Furthermore, the soldiers who buried him were all slaughtered by another group of soldiers. And those soldiers were similarly got rid of for good measure. No witnesses and any evidence well and truly stamped into the ground hundreds of years ago.
However, another account has Genghis swearing to return to Burkhan Khaldun in the Khentii Mountains upon his death. This area has had limited access and was once known as the “Great Taboo” and is now the Khan Khentii Strictly Protected Area. This is currently limiting investigation into possibilities for the burial in this region.
A New Direction
No matter, says, Alan Nichols, the American explorer who has been researching possible burial sites for over 10 years. An authority on sacred mountains, he claims they are looking on the wrong mountain altogether, and a search there is folly.
Referring to Burkhan Khaldun, the Express reports Mr Nichols as saying in 2016, "Albert Lin is up there, Kravitz was there, the Japanese and a whole bunch of smaller searches. They’re all wrong.”
He has close guarded reasons to believe the tomb is on another mountain, ‘more than 1,000 miles away.’ Now 88, Mr Nichols is organizing an exploration of this proposed area. Maybe he is actually on to something.
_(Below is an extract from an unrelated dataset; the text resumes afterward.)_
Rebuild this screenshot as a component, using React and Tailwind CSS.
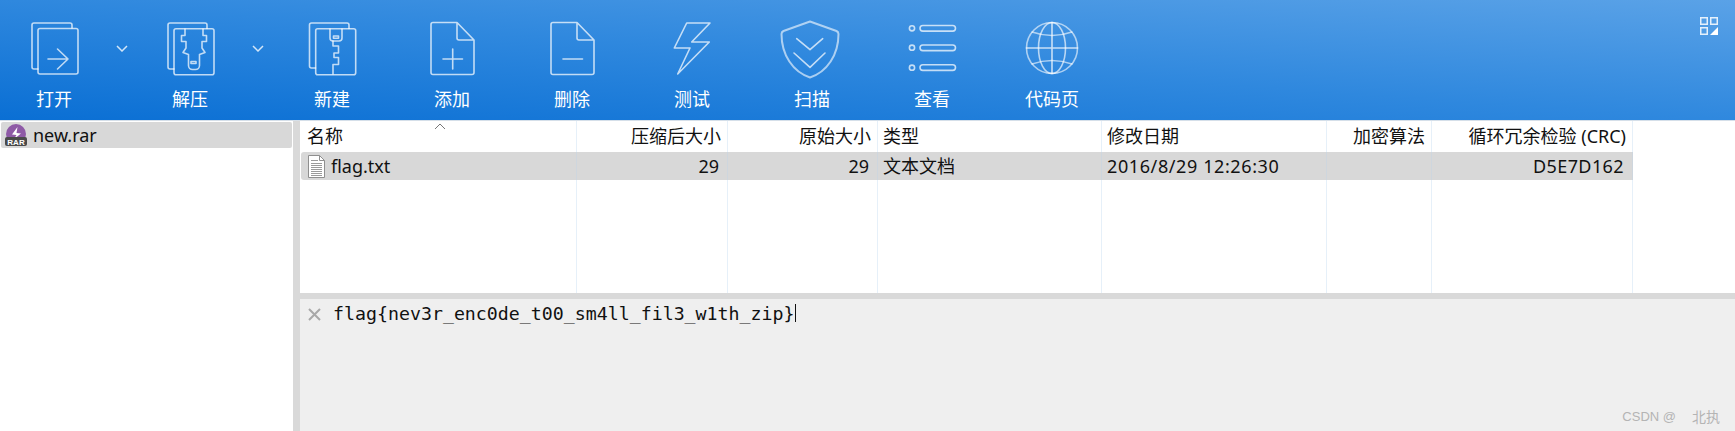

Meanwhile, plans are also being laid by Universal Studio and Seven Bucks Productions to create an action movie of the story of a hunt for Genghis’ tomb.
Whilst there are those who, for whatever reason, are determined to seek out this elusive tomb, one may ask whether it would be better to leave the Great Khan alone. Perhaps it was an undisturbed rest that he desired when he asked to be buried in an unmarked grave, which was also the custom of his tribe. This eternal rest may be encapsulated in the words of the poet John Clare, ‘Untroubling and untroubled where I lie / The grass below – above the vaulted sky.’